The cover of SCIAM proposes an atternative theory to explain the effects of dark matter without having to have dark matter.

Well, I did not say that correctly. The alternative is a modification of newton's law F=ma to include a term that makes F proportional to a squared when a is smaller than a naught (a sub 0). A0 is about one angstrom per sec per sec.

The new theory predicts the effects formerly ascribed to dark matter even better than the dark matter theories do.

What really struck me though is that the theory predicts that f~a^^2 for objects that are within the gravitational field of our s0lar system but far beyond Pluto's orbit, beyond 10,000 earth-sun radii. So it seems that MOND (MOdified Newton Dynamics) can explain spacecraft slowdown at these distances. The a^^2 effect is the same as having extra mass in the solar system that is not explained.

I recommend reading SCIAM. It is not on-line, so you will have to come up with 5 bucks or visit you local library.
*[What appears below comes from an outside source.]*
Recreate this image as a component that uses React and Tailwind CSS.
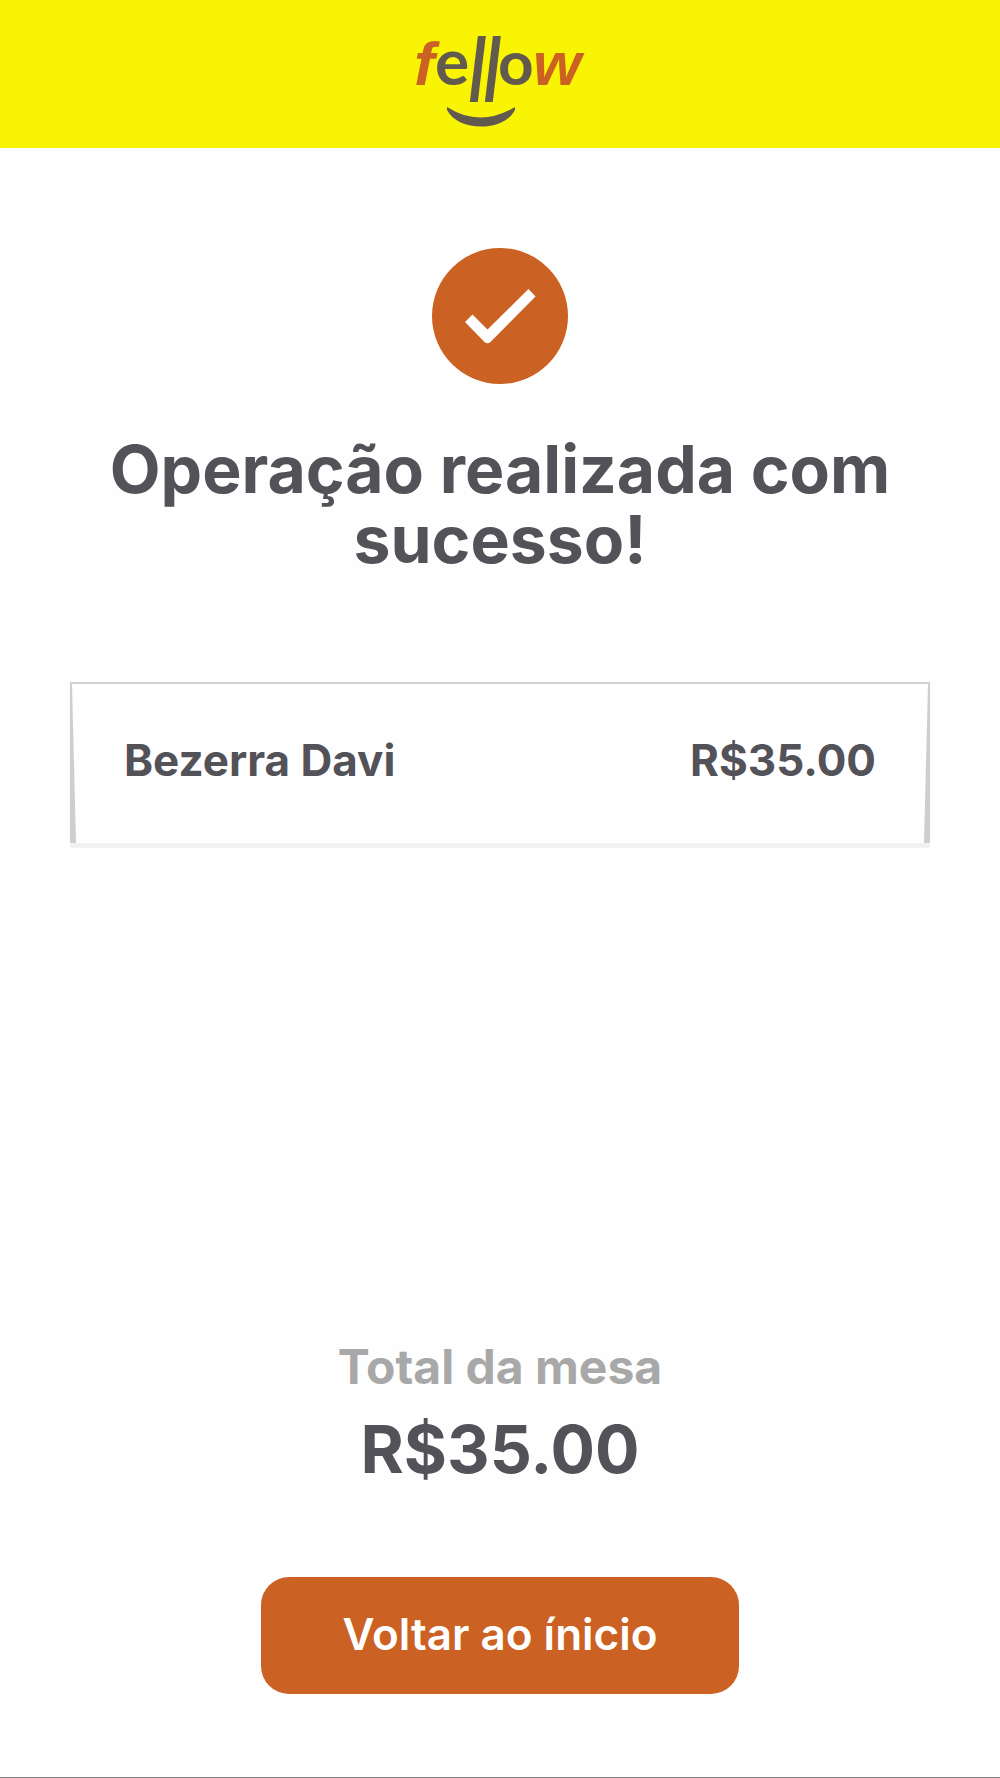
import { clsx } from 'clsx';

const pagamentos = [{ id: 1, nome: 'Bezerra Davi', valor: 35 }];

const formatar = (valor) => `R$${valor.toFixed(2)}`;

function Logo() {
  return (
    <svg
      viewBox="0 0 180 148"
      className="w-[180px] h-[148px] overflow-visible"
      role="img"
      aria-label="fellow"
    >
      <g fill="#625a4f" className="font-['Lato',sans-serif]">
        <text x="25" y="85" fontSize="64" fontWeight="700">e</text>
        <text x="57" y="102" fontSize="90" fontWeight="400" fontStyle="italic">l</text>
        <text x="72" y="102" fontSize="90" fontWeight="400" fontStyle="italic">l</text>
        <text x="88" y="85" fontSize="62" fontWeight="700">o</text>
        <path d="M37 107 Q70 128 105 107 L105 110 C94 132 48 132 37 110 Z" />
      </g>
      <g fill="#cb6122" fontSize="62" fontWeight="700" fontStyle="italic" className="font-['Liberation_Sans',sans-serif]">
        <text x="4" y="85">f</text>
        <text x="123" y="85">w</text>
      </g>
    </svg>
  );
}

function IconeSucesso() {
  return (
    <svg viewBox="0 0 136 136" className="w-[136px] h-[136px]" aria-hidden="true">
      <circle cx="68" cy="68" r="68" fill="#cb6122" />
      <path d="M33 74 L40.500 66.500 L55.500 81.500 L96.500 41 L103.500 48.500 L58.500 94 Q55.500 96.500 52.500 94 Z" fill="#fff" />
    </svg>
  );
}

function Lateral({ direita }) {
  return (
    <div
      className={clsx(
        'w-[6px] shrink-0 bg-[#cecece]',
        direita
          ? '[clip-path:polygon(4px_0,100%_0,100%_100%,0_100%)]'
          : '[clip-path:polygon(0_0,2px_0,100%_100%,0_100%)]'
      )}
    />
  );
}

export default function App() {
  const total = pagamentos.reduce((soma, p) => soma + p.valor, 0);

  return (
    <div className="min-h-screen flex flex-col bg-[#fefefe] border-b border-[#888888] font-['Inter',sans-serif] font-bold text-[#525258]">
      <header className="flex justify-center bg-[#f9f304]">
        <Logo />
      </header>

      <main className="grow flex flex-col items-center px-[70px] pt-[100px] pb-[83px]">
        <IconeSucesso />
        <h1 className="mt-[50px] text-center text-[66px] leading-[70px]">
          Operação realizada com sucesso!
        </h1>

        <ul className="w-full mt-[108px]">
          {pagamentos.map((p) => (
            <li key={p.id} className="border-t-2 border-b-[5px] border-t-[#d2d2d2] border-b-[#f1f1f1]">
              <div className="flex">
                <Lateral />
                <div className="grow h-[159px] flex items-center justify-between px-12 pb-2 text-[44px]">
                  <span>{p.nome}</span>
                  <span>{formatar(p.valor)}</span>
                </div>
                <Lateral direita />
              </div>
            </li>
          ))}
        </ul>

        <div className="mt-auto text-center">
          <p className="text-[48px] leading-[60px] text-[#a8a8a8]">Total da mesa</p>
          <p className="mt-3 text-[66px] leading-[80px]">{formatar(total)}</p>
        </div>

        <button
          type="button"
          className="mt-[88px] w-[478px] h-[117px] pb-1 rounded-[28px] bg-[#cb6122] text-[44px] font-semibold text-white"
        >
          Voltar ao ínicio
        </button>
      </main>
    </div>
  );
}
Fortunately for my first post on this subject, the MOND theory has already been shown to be a subset of dark matter theory in a paper (1) reviewed in the same SCIAM issue.
(1) How Cold Dark Matter Explains Milgram's Law, Kaplinghat and Turner, Astrophysics Journal,569,pg.L19,April,2002

So the bottomline appears to be that MOND is a curve fit to the gravitational effects of dark matter. Thank god- heaven is preserved in physics.